There were guys (weekend release mental patients, etc) who were excellent suspects for the LB crime but had alibis for the Vallejo or San Fran shootings. Likewise there were very good suspects who owned 9mm or 22mm guns linked to BRS and LH but couldn’t be tied to being in Napa.
If there were 2 different suspects this would explain very easily why they slipped through the net as no one guy could ever be tied to all Z crimes.
Yes Quagmire, I would agree.
Your statement brings me back to one of the LB guys who was at one point taken into consideration due to the fact he was on a weekend release (or something like that), and one of his doctors at Napa State told investigators the guy was capable of doing such a thing.
Nice of them to let this guy out for the weekend…
It becomes easier for me to think they did exactly what you said they did Quagmire. And it could be, Zodiac knew of these possibilities as well. Hence, why he (imo) didn’t deny some of the crimes he did not commit and also copped up to some he didn’t too.
Yes Quagmire, I would agree.
Your statement brings me back to one of the LB guys who was at one point taken into consideration due to the fact he was on a weekend release (or something like that), and one of his doctors at Napa State told investigators the guy was capable of doing such a thing.
Nice of them to let this guy out for the weekend…
It becomes easier for me to think they did exactly what you said they did Quagmire. And it could be, Zodiac knew of these possibilities as well. Hence, why he (imo) didn’t deny some of the crimes he did not commit and also copped up to some he didn’t too.
It could also work the other way – a guy who wanted to try his hand at killing might establish a false alibi for himself by making it look like the work of Z. So… for those who wonder why an imposter might attribute his kill to Z, there’s a possibility.
It could also work the other way – a guy who wanted to try his hand at killing might establish a false alibi for himself by making it look like the work of Z. So… for those who wonder why an imposter might attribute his kill to Z, there’s a possibility.
As long as you ignore any kind of logic and common sense, these hoax theories aren’t dubious at all !!!!!!!!!!

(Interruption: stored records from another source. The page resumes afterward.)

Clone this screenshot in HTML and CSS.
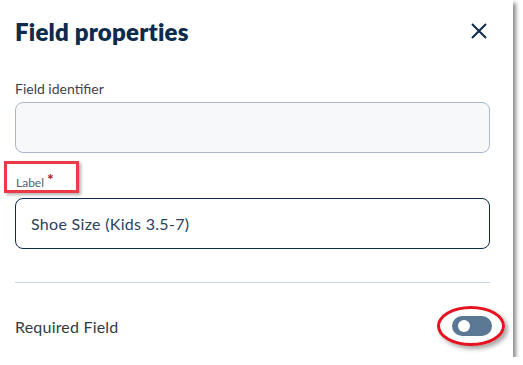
FILE: index.html
```html
<!DOCTYPE html>
<html lang="en">
  <head>
    <meta charset="UTF-8" />
    <title>Field properties</title>
    <link rel="stylesheet" href="styles.css">
  </head>
  <body>
    <div class="panel">
      <div class="header">
        <h1 class="title">Field properties</h1>
        <button class="close" aria-label="Close">
          <svg width="18" height="18" viewBox="0 0 18 18">
            <path d="M2 2 L16 16 M16 2 L2 16" stroke="#0d2b4c" stroke-width="2" fill="none" />
          </svg>
        </button>
      </div>

      <div class="field">
        <label class="lbl">Field identifier</label>
        <input type="text" class="box box-empty" />
      </div>

      <div class="field">
        <label class="lbl lbl-small mark">Label <span class="req">*</span></label>
        <input type="text" class="box box-active" value="Shoe Size (Kids 3.5-7)" />
      </div>

      <hr class="divider" />

      <div class="row">
        <span class="row-text">Required Field</span>
        <span class="toggle-wrap">
          <span class="toggle"><span class="knob"></span></span>
        </span>
      </div>
    </div>
  </body>
</html>
```

FILE: styles.css
```css
body {
  margin: 0;
  background: #fff;
  font-family: Lato, "Open Sans", sans-serif;
}
.panel {
  width: 513px;
  height: 357px;
  box-sizing: border-box;
  padding: 0 23px 0 15px;
  background: #fff;
  box-shadow: 3px 3px 4px rgba(0, 0, 0, 0.45);
}
.header {
  display: flex;
  justify-content: space-between;
  align-items: center;
  height: 62px;
}
.title {
  margin: 0;
  font-size: 24px;
  font-weight: 800;
  color: #0d2b4c;
  letter-spacing: 0.2px;
}
.close {
  border: none;
  background: none;
  padding: 0;
  margin-right: 2px;
  width: 18px;
  height: 18px;
  cursor: pointer;
}
.field {
  display: flex;
  flex-direction: column;
}
.lbl {
  font-size: 14px;
  color: #3d4450;
  height: 40px;
  line-height: 54px;
}
.lbl-small {
  font-size: 12px;
  color: #56606d;
  line-height: 52px;
  height: 45px;
  padding-left: 1px;
}
.mark {
  position: relative;
}
.mark::before {
  content: "";
  position: absolute;
  left: -11px;
  top: 8px;
  width: 69px;
  height: 26px;
  border: 3px solid #ec3b46;
  box-shadow: 2px 2px 3px rgba(0, 0, 0, 0.3);
}
.req {
  color: #b8102a;
  font-size: 16px;
  font-weight: 700;
  vertical-align: 2px;
}
.box {
  box-sizing: border-box;
  width: 475px;
  height: 51px;
  border-radius: 8px;
  font-family: inherit;
  font-size: 16px;
  padding: 0 15px;
  outline: none;
}
.box-empty {
  border: 1px solid #a8b8c9;
  background: #f6f8fa;
}
.box-active {
  border: 1.5px solid #0d2b4c;
  background: #fff;
  color: #2a4260;
  letter-spacing: 0.3px;
}
.divider {
  margin: 33px 0 0;
  border: none;
  border-top: 1px solid #c3d2dd;
  width: 475px;
}
.row {
  display: flex;
  justify-content: space-between;
  align-items: center;
  height: 86px;
}
.row-text {
  font-size: 16px;
  color: #333a44;
  letter-spacing: 0.2px;
}
.toggle-wrap {
  position: relative;
  display: flex;
  margin-right: -2px;
}
.toggle-wrap::before {
  content: "";
  position: absolute;
  left: -15px;
  top: -10px;
  width: 62px;
  height: 34px;
  border: 3px solid #e5121f;
  border-radius: 50%;
  box-shadow: 3px 3px 4px rgba(0, 0, 0, 0.35);
}
.toggle {
  position: relative;
  width: 40px;
  height: 20px;
  border-radius: 10px;
  background: #5a7894;
}
.knob {
  position: absolute;
  left: 6px;
  top: 4px;
  width: 12px;
  height: 12px;
  border-radius: 50%;
  background: #fff;
}
```
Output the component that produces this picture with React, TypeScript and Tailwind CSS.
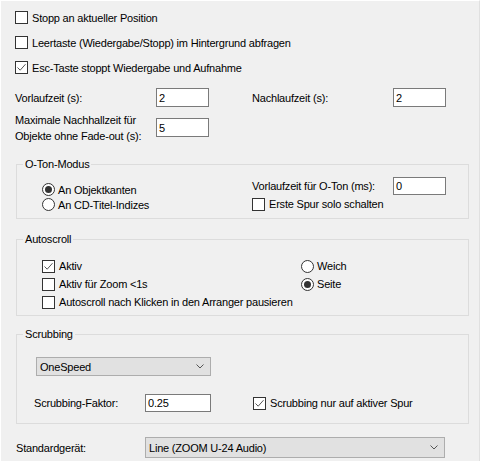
import React from 'react';

const Check: React.FC<{ checked?: boolean; label: string }> = ({ checked, label }) => (
  <div className="flex items-center">
    <span className="flex h-[13px] w-[13px] items-center justify-center border border-[#333333] bg-white">
      {checked && (
        <svg width="11" height="11" viewBox="0 0 11 11">
          <path d="M1.5 5.5 L4.2 8.2 L9.5 2.2" fill="none" stroke="#555555" strokeWidth="1" />
        </svg>
      )}
    </span>
    <span className="ml-[4px] whitespace-nowrap">{label}</span>
  </div>
);

const Radio: React.FC<{ checked?: boolean; label: string }> = ({ checked, label }) => (
  <div className="flex items-center">
    <span className="flex h-[13px] w-[13px] items-center justify-center rounded-full border border-[#333333] bg-white">
      {checked && <span className="h-[7px] w-[7px] rounded-full bg-[#333333]" />}
    </span>
    <span className="ml-[3px] whitespace-nowrap">{label}</span>
  </div>
);

const Field: React.FC<{ value: string; w: string; h?: string }> = ({ value, w, h = 'h-[19px]' }) => (
  <div className={`${w} ${h} flex items-center border border-[#7a7a7a] bg-white pl-[2px]`}>{value}</div>
);

const Combo: React.FC<{ value: string; w: string; h: string }> = ({ value, w, h }) => (
  <div className={`${w} ${h} flex items-center justify-between border border-[#adadad] bg-[#e1e1e1] pl-[3px] pr-[6px]`}>
    <span>{value}</span>
    <svg width="8" height="5" viewBox="0 0 8 5">
      <path d="M0.5 0.5 L4 4 L7.5 0.5" fill="none" stroke="#555555" strokeWidth="1" />
    </svg>
  </div>
);

const Group: React.FC<{ title: string; mt: string; children: React.ReactNode }> = ({ title, mt, children }) => (
  <div className={`relative ${mt} ml-[15px] w-[453px] border border-[#dcdcdc]`}>
    <span className="absolute -top-[8px] left-[6px] bg-[#f0f0f0] px-[2px] leading-[14px]">{title}</span>
    {children}
  </div>
);

export default function App() {
  return (
    <div
      className="h-[461px] w-[480px] overflow-hidden border-l border-t border-white border-r border-r-[#e0e0e0] bg-[#f0f0f0] text-[11px] leading-[14px] tracking-[-0.2px] text-black"
      style={{ fontFamily: '"Liberation Sans", Arial, sans-serif' }}
    >
      <div className="mt-[4px] pl-[14px]">
        <div className="flex h-[25px] items-center"><Check label="Stopp an aktueller Position" /></div>
        <div className="flex h-[25px] items-center"><Check label="Leertaste (Wiedergabe/Stopp) im Hintergrund abfragen" /></div>
        <div className="flex h-[25px] items-center"><Check checked label="Esc-Taste stoppt Wiedergabe und Aufnahme" /></div>
      </div>

      <div className="mt-[8px] flex h-[19px] items-center pl-[14px]">
        <span className="w-[141px]">Vorlaufzeit (s):</span>
        <Field value="2" w="w-[53px]" />
        <span className="ml-[43px] w-[141px]">Nachlaufzeit (s):</span>
        <Field value="2" w="w-[53px]" />
      </div>

      <div className="mt-[5px] flex h-[32px] pl-[14px]">
        <span className="w-[141px] leading-[16px]">
          Maximale Nachhallzeit für
          <br />
          Objekte ohne Fade-out (s):
        </span>
        <div className="mt-[6px]"><Field value="5" w="w-[53px]" /></div>
      </div>

      <Group title="O-Ton-Modus" mt="mt-[20px]">
        <div className="flex h-[53px]">
          <div className="w-[235px] pl-[25px] pt-[17px]">
            <div className="flex h-[15px] items-center"><Radio checked label="An Objektkanten" /></div>
            <div className="flex h-[15px] items-center"><Radio label="An CD-Titel-Indizes" /></div>
          </div>
          <div className="pt-[12px]">
            <div className="flex h-[18px] items-center">
              <span className="w-[141px]">Vorlaufzeit für O-Ton (ms):</span>
              <Field value="0" w="w-[53px]" h="h-[18px]" />
            </div>
            <div className="flex h-[18px] items-center"><Check label="Erste Spur solo schalten" /></div>
          </div>
        </div>
      </Group>

      <Group title="Autoscroll" mt="mt-[20px]">
        <div className="flex h-[75px] pt-[17px]">
          <div className="w-[284px] pl-[25px]">
            <div className="flex h-[18px] items-center"><Check checked label="Aktiv" /></div>
            <div className="flex h-[18px] items-center"><Check label="Aktiv für Zoom <1s" /></div>
            <div className="flex h-[18px] items-center"><Check label="Autoscroll nach Klicken in den Arranger pausieren" /></div>
          </div>
          <div>
            <div className="flex h-[18px] items-center"><Radio label="Weich" /></div>
            <div className="flex h-[18px] items-center"><Radio checked label="Seite" /></div>
          </div>
        </div>
      </Group>

      <Group title="Scrubbing" mt="mt-[18px]">
        <div className="h-[88px] pt-[22px]">
          <div className="pl-[19px]"><Combo value="OneSpeed" w="w-[175px]" h="h-[19px]" /></div>
          <div className="mt-[18px] flex h-[18px] items-center pl-[17px]">
            <span className="w-[111px]">Scrubbing-Faktor:</span>
            <Field value="0.25" w="w-[66px]" h="h-[18px]" />
            <div className="ml-[42px]"><Check checked label="Scrubbing nur auf aktiver Spur" /></div>
          </div>
        </div>
      </Group>

      <div className="mt-[13px] flex h-[21px] items-center pl-[15px]">
        <span className="w-[129px]">Standardgerät:</span>
        <Combo value="Line (ZOOM U-24 Audio)" w="w-[300px]" h="h-[21px]" />
      </div>
    </div>
  );
}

As long as you ignore any kind of logic and common sense, these hoax theories aren’t dubious at all !!!!!!!!!!
The rest of us are presenting lots of logic and common sense… If you don’t think so, join the debate with your own logical argument.
If people took everything at face value, there would be a lot of things undiscovered.
"Determining individual dye components ― An examination called liquid chromatography can be conducted to identify the chemical composition of inks on a document. In this technique, a small cutting from the questioned document is dissolved in a solvent and analyzed. This is one of the few destructive techniques employed by the document examiner. The inks can be compared to the International Ink Library, a database maintained by the U.S. Secret Service that contains data on more than 9,500 inks that have been manufactured since 1920."
Take the two letters, August 4th Debut of Zodiac letter and the October 13th Paul Stine letter either side of Lake Berryessa, and compare it to the ink from the car door at Lake Berryessa. The constituent components of the ink, produced during manufacture will separate in a bar code structure, identifying whether the ink is likely derived from either the same marker pen or same manufacturing process. Even a copycat would unlikely to have stumbled across the same exact brand Zodiac used. Gas chromatography is a similarly useful technique.